Wednesday, July 1, 2015

Horse Fly

I found this beautiful horse fly at Squaw Creek NWR last week and had no idea which horse fly it was, I only knew that I'd never seen one like it. I photographed it and submitted the image to for identification. After several days I finally had a name for this fly, Tabanus venustus. Then the real challenge began, where to find information on it. I looked in every field guide I own, which includes well over 20 quality books on general insects, and one specific to flies and could not find this particular fly. So then I embarked on an internet search that lead no where. There were a few hits on the species name, but nothing useful beyond the fact that I now know this species of fly is found as far west as Oklahoma.

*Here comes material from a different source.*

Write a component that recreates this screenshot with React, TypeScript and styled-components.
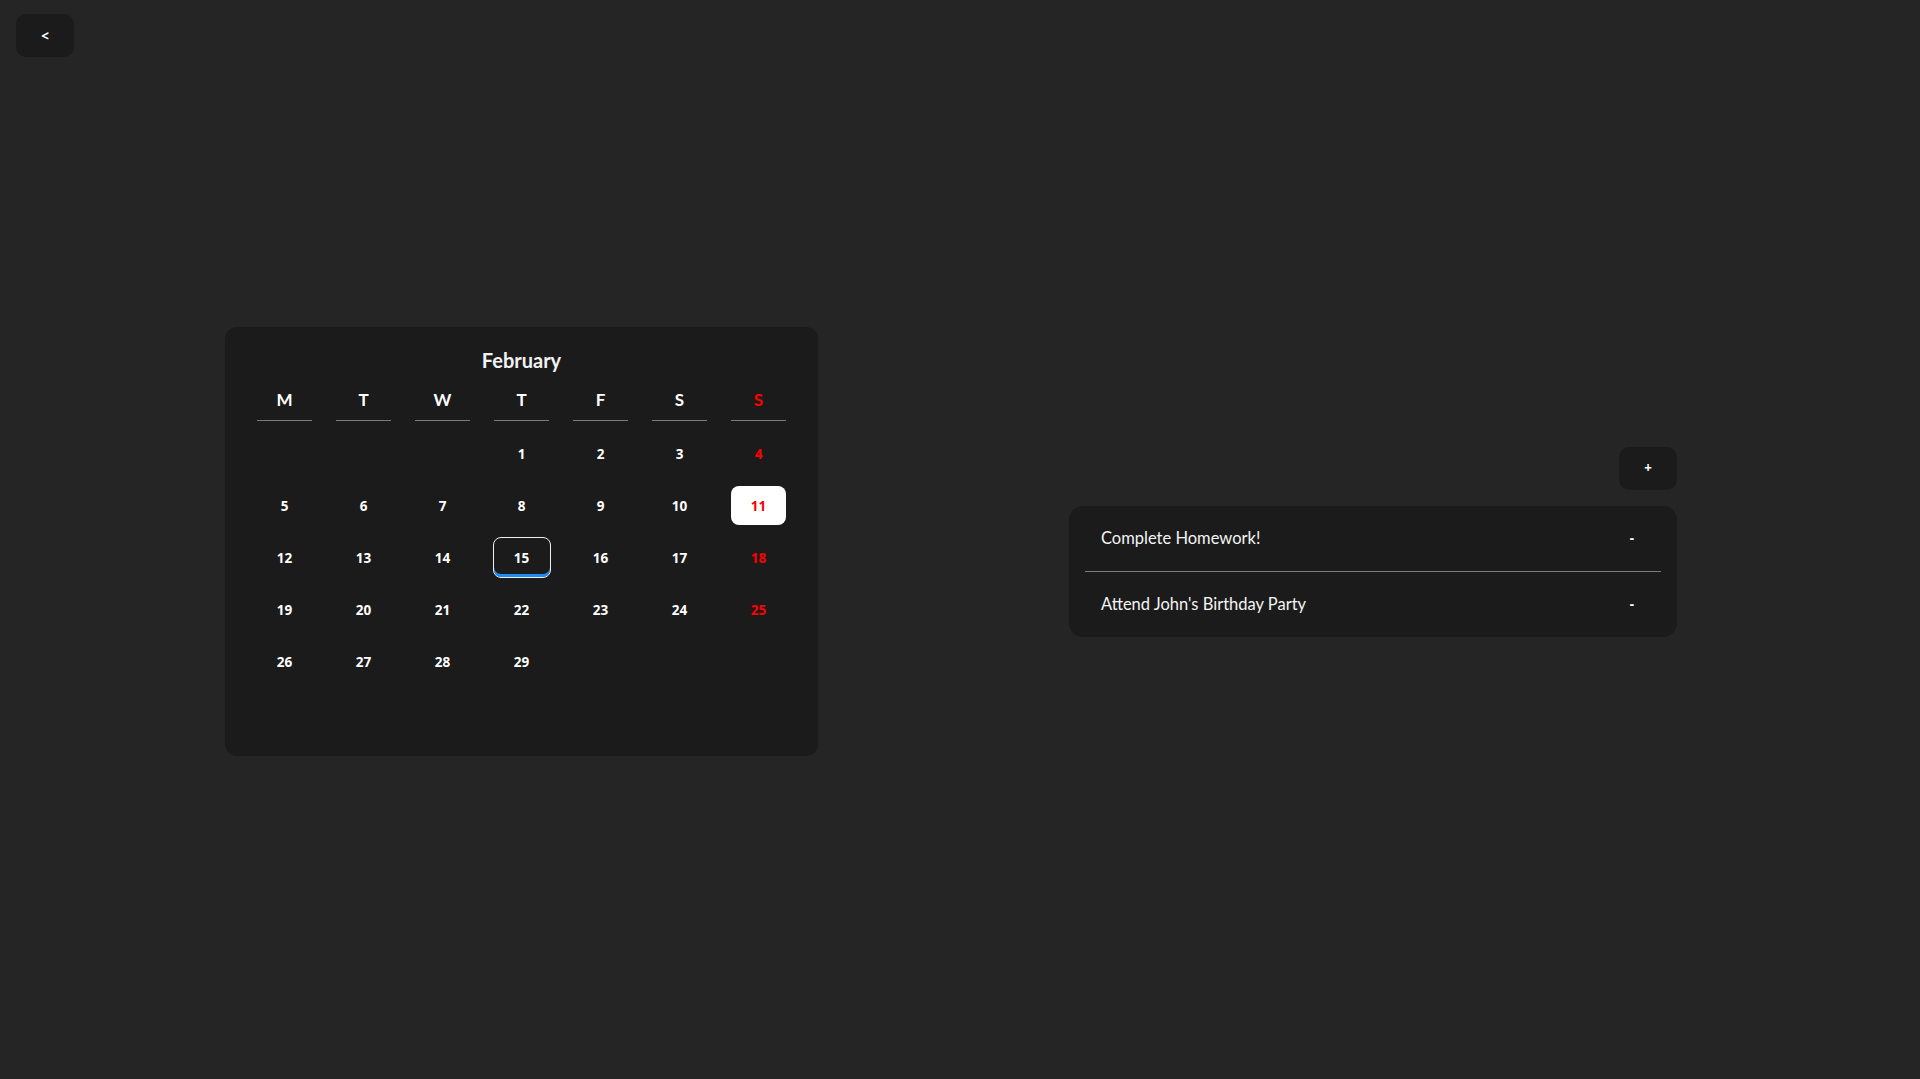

The eyes are a striking light blue with darker swirls, the thorax is dark brown with lighter brown streaks and furry in appearance. The abdomen was marked with white margins at each segment and the wings are spotted. It measured approximately 1/2 to 3/4 of an inch in length. Unlike most flies, who see a human approaching, it did not fly away. It sat perfectly still and seemed to be sunning itself on the piece of wood it was sitting on. I noticed several in the same general vicinity of the one I photographed all apparently soaking up the warm sunshine.

Females in this genus are known for biting to gain a blood meal. They have scissor like mouthparts that tear into flesh then they lap up the blood. Blood from warm-blooded animals provide essential nutrients for egg production. Eggs are generally laid near water and when the eggs hatch the larvae fall into the water to complete their lifecycle.

Flies in this genus are sometimes called "Gad Flies" and this might be in reference to their habit of roving to seek out potential victims of a future bite. This particular genus of flies contain numerous species that are capable of vectoring diseases such as anthrax.

Bites from a horse fly can be quite painful to a human and may cause severe itching and swelling that may last hours or even months. My husband was bitten by a "black horse fly" many years ago and the bite was so irritating that it was painful and itchy for nearly 6 months. When seeking a blood meal these flies are relentless and will follow you many hundreds of yards determined to get what they want. I've known of them to chase people on ATV's, and there are reports of them coming after cars, I assume thinking they are giant mammals.

Horse flies are rarely anyone's favorite insect and the sight of them can send grown men running fearing a bite, but as larvae they feed on a wide variety of aquatic insects including mosquito wigglers. This food preference should be considered beneficial to humans, especially on a year like this year when we've had record amounts of rain fall and there is standing water everywhere, providing ample breeding spots for mosquitoes. 

Sometimes we find beauty where we least expect, in this case it is was on the wings of a fly.